Clearly, they are not encouraging at present. But I certainly hope that we will, just in these last weeks, campaign vigorously. And this basic idea of trying to overcome the public deficit, not by expenditure cuts only, but by increasing employment—I guess that this work-line message should resonate quite vigorously with the electorate. But this remains to be seen. It’s a close call.

And what about the future coalition after the elections?

Well, that’s very hard for me to predict, but I have been frustrated with the parties of the left who do not have a realistic attitude as to what should be done to secure the economic viability of the welfare state. They are against most of the necessary labour supply measures. And they are not really at ease with globalization, either. They dream of just increasing the wage by collective willpower, or the bargaining power of the unions, whereas in a globalized capital market, you just have to face the fact that the rate of return, or the profitability of business activities must be more or less the same everywhere. And if wages are increased too much in this country, then business will very comfortably adapt to that by leaving, so that we must understand how globalization works and adapt to it. And then, in fact, globalization will generate quite good living standards for us, in the long run.

But I think that the left parties have not done their homework there, whereas myself, I think—I’m certainly a proponent of the large and universal welfare state, but I am also a market liberal, in the sense that I believe that the way to secure those basic welfare services is to have a well-functioning market economy. So, I feel strongly with both economic liberalism and the welfare state. I guess there are similar people in France, like Manuel Valls, for example. My hunch is that his basic philosophy is a bit like mine.

So, this means that you see difficulty in this kind of economic policy that is coming with the left parties?

At least so far, yes, so it has been, and Antti Rinne has not given any signals about changing course. To me, he’s an unreformed trade union person, and this will just not work. What we need is a social democratic reformer, like Gerhard Schröder was in Germany, or Tony Blair, who very well said that there is no way to escape from globalization. You just have to face the facts. And Jutta Urpilainen was becoming a reformer, but then she was ousted by Antti Rinne.

And what about the True Finns? Do they have economical ideas which are near your ideas?
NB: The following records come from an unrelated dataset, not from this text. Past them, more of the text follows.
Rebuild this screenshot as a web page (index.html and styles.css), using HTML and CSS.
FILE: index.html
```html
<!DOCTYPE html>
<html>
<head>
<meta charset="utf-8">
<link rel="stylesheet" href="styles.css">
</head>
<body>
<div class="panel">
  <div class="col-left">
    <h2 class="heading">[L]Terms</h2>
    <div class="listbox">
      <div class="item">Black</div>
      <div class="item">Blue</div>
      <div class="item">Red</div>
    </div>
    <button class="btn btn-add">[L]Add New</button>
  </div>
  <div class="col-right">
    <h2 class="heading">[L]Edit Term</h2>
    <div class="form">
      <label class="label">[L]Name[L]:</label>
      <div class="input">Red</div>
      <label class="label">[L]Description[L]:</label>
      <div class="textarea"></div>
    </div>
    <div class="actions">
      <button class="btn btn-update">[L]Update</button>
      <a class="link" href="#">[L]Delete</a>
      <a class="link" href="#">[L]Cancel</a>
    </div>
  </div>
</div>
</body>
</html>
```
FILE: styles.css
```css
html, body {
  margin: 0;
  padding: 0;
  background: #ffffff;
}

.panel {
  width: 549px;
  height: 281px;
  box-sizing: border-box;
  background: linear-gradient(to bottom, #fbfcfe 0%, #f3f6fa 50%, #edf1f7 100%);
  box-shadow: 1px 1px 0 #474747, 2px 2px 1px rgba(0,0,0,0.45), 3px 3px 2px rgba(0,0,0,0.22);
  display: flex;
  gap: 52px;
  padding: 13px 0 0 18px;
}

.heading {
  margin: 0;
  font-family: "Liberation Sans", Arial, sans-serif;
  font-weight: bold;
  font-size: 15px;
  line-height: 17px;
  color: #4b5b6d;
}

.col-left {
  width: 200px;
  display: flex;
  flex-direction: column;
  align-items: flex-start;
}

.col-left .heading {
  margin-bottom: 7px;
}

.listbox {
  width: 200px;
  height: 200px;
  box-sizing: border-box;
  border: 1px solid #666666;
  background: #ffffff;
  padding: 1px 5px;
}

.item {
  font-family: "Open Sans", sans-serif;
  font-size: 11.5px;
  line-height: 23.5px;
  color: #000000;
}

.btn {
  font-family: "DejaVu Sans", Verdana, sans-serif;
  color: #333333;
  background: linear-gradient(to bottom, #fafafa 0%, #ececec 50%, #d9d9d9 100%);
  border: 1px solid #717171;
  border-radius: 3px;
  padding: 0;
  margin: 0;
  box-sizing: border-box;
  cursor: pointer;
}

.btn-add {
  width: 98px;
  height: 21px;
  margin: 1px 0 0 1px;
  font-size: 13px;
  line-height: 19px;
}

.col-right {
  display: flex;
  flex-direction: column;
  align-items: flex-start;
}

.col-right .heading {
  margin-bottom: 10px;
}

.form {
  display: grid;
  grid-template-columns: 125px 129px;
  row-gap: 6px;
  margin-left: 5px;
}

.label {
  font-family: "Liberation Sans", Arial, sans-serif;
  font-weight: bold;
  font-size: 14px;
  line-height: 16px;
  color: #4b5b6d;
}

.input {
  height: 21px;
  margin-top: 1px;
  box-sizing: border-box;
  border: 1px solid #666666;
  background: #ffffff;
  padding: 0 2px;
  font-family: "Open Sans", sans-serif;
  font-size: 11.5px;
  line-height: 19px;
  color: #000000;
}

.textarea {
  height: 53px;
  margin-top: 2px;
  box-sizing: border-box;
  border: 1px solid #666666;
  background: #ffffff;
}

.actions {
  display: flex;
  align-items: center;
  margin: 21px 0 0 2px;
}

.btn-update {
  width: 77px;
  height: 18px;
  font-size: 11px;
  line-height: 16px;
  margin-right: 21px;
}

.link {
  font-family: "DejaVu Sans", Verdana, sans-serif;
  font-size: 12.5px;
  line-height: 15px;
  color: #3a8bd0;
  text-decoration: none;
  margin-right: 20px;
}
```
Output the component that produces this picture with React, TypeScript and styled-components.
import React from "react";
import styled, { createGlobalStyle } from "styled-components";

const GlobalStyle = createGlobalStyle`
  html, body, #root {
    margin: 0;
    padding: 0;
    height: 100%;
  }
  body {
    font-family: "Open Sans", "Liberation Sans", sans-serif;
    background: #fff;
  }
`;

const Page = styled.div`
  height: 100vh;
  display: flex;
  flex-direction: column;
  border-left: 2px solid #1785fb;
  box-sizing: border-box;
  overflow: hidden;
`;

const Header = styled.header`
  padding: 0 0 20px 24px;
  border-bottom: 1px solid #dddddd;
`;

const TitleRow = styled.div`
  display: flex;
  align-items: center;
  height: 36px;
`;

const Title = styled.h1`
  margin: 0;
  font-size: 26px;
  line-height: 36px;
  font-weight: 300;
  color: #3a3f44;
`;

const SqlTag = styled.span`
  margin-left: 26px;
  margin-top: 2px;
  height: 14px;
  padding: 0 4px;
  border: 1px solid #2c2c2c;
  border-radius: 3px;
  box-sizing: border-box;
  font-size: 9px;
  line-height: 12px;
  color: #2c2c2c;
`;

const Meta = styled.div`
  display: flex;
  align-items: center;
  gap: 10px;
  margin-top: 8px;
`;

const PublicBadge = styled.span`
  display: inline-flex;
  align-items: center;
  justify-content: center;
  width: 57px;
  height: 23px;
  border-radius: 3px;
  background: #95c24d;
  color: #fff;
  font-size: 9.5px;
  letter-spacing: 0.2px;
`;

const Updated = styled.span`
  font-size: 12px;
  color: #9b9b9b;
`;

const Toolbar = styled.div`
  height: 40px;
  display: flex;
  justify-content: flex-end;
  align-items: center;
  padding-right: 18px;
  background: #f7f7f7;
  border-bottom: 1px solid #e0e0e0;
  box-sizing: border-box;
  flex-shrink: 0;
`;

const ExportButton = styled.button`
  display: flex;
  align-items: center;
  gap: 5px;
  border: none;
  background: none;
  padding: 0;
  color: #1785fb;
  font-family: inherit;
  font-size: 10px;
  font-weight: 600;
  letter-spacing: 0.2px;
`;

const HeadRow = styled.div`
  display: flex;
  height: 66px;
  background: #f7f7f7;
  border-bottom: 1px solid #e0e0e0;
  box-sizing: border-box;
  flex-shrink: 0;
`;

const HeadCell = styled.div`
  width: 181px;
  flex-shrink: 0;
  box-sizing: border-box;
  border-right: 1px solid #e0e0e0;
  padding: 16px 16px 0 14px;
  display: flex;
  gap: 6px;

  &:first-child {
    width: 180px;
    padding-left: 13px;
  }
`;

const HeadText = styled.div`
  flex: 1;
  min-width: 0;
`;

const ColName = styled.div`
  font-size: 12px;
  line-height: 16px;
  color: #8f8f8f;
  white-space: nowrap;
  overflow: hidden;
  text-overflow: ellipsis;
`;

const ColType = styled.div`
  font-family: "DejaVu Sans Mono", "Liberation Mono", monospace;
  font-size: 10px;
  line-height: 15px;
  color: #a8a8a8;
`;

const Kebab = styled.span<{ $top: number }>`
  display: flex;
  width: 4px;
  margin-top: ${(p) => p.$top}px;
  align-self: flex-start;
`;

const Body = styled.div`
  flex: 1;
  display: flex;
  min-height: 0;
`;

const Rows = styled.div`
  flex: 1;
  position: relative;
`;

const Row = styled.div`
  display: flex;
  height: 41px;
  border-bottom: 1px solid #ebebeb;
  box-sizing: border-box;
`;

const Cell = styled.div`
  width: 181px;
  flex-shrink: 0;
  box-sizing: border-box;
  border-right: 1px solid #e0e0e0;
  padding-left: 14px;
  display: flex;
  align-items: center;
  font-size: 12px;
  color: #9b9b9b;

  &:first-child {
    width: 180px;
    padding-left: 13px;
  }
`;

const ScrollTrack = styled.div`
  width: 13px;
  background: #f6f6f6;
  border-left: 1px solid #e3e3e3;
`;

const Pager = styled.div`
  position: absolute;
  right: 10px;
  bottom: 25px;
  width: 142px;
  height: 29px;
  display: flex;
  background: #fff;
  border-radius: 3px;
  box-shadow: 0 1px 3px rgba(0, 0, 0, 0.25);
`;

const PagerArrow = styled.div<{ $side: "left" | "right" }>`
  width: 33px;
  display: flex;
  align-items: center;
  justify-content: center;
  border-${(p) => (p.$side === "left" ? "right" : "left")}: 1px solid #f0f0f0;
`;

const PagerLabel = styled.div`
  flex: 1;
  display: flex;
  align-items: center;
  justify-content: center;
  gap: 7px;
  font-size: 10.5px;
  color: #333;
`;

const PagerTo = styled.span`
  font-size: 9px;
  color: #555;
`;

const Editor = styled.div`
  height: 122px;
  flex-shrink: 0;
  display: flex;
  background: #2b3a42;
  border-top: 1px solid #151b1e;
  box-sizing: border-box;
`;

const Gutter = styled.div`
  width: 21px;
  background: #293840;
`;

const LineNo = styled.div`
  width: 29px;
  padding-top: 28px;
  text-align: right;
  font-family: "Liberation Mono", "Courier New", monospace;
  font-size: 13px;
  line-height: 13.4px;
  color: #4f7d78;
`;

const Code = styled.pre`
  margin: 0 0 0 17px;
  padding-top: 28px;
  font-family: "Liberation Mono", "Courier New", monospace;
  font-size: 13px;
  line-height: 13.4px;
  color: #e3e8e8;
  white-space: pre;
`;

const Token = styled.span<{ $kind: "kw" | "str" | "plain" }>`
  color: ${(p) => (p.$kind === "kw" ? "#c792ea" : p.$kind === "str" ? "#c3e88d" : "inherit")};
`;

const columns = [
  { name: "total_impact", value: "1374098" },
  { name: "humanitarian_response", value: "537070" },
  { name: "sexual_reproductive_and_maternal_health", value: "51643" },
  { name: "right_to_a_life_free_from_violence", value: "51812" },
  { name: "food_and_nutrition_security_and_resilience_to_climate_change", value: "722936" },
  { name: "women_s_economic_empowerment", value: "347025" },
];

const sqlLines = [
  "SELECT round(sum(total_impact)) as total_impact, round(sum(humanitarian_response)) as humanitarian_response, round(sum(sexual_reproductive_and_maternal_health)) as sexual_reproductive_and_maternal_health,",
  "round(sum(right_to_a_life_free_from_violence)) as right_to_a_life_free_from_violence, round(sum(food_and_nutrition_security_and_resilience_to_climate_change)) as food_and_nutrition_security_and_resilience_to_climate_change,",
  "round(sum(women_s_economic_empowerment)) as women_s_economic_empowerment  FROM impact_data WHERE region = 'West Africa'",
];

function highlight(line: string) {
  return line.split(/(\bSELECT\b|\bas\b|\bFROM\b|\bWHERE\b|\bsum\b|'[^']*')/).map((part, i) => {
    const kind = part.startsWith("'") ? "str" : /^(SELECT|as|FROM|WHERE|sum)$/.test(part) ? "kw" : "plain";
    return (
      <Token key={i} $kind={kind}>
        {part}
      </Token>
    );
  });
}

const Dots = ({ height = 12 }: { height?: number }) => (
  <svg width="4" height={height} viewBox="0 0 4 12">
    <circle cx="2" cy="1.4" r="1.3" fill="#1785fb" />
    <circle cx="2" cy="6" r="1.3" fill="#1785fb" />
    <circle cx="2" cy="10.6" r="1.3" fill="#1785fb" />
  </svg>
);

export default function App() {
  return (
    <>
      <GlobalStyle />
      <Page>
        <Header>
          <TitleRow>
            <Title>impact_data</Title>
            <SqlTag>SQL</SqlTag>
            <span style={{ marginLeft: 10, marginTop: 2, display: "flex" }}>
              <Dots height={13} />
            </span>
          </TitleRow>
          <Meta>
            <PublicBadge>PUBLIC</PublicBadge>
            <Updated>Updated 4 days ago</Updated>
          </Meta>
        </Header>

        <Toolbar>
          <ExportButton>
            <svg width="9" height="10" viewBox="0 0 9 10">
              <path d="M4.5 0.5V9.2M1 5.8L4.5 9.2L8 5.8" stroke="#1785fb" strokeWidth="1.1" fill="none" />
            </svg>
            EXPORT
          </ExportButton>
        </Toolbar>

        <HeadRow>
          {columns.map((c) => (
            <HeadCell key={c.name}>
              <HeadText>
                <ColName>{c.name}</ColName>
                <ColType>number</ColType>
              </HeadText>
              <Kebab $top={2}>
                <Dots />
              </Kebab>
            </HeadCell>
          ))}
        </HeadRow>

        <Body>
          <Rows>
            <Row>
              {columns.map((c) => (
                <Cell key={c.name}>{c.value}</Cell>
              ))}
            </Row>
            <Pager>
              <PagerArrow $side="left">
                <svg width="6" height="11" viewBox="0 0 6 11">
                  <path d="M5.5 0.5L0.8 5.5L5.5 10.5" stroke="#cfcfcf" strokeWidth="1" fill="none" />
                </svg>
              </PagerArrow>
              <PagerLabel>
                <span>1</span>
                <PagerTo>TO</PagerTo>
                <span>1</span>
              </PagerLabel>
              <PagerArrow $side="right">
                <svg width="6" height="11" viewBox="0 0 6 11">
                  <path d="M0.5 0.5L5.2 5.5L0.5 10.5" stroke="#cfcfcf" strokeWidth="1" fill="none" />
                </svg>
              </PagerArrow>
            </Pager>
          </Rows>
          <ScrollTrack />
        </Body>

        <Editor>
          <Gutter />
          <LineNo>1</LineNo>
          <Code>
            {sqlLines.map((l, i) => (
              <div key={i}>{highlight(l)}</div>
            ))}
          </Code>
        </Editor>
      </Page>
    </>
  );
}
Well, they might, because a large part of their electoral support comes from small entrepreneurs, so they have some understanding for having a more liberal economy and more flexible labour market. But then, they are very much opposed to what we also need, namely more immigration and freer recruitment possibilities for firms from all countries, all over the globe. So, that would certainly be a sore point. But these populist parties can always surprise, in the sense that their very essence is not to have a consistent policy line, so I guess they will always be open to bargaining about things. But certainly, it seems to me that the Centre Party and the National Coalition Party would be a natural core of any coalition that could constructively deal with the current economic challenges.

You have said that, in your party, you have younger politicians, like Jyrki Katainen and Alexander Stubb, who have in some way understood the welfare state, have grown up with it. Is it the case for the rest of the party, and how are you accepted in the party with the idea of supporting the welfare state?
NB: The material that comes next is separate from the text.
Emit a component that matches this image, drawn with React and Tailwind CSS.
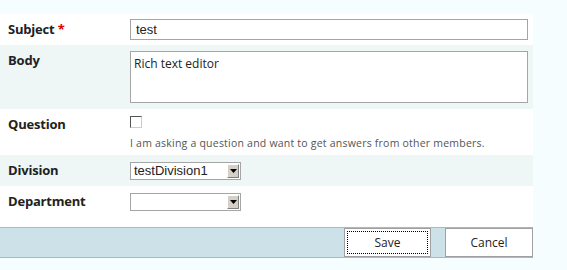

Well, if we reconvene a year from now, and then you ask me this question, then I might be able to tell you more. But I have been now a candidate for the National Coalition Party for a couple of weeks, and frankly, I don’t know about all of the undercurrents there. But generally, I must say that most people that I meet, and I discuss with—they seem to think in a way that is very similar to mine, so that they like the welfare state, but they are also concerned about the situation, or they want to launch market-friendly reforms. So, it’s a kind of social liberalism. And I have not yet met any sort of hard-line, traditional conservative who would like to privatise school, and privatise healthcare services, and roll back the welfare state. Perhaps these people have not talked to me! But at least it’s my impression so far.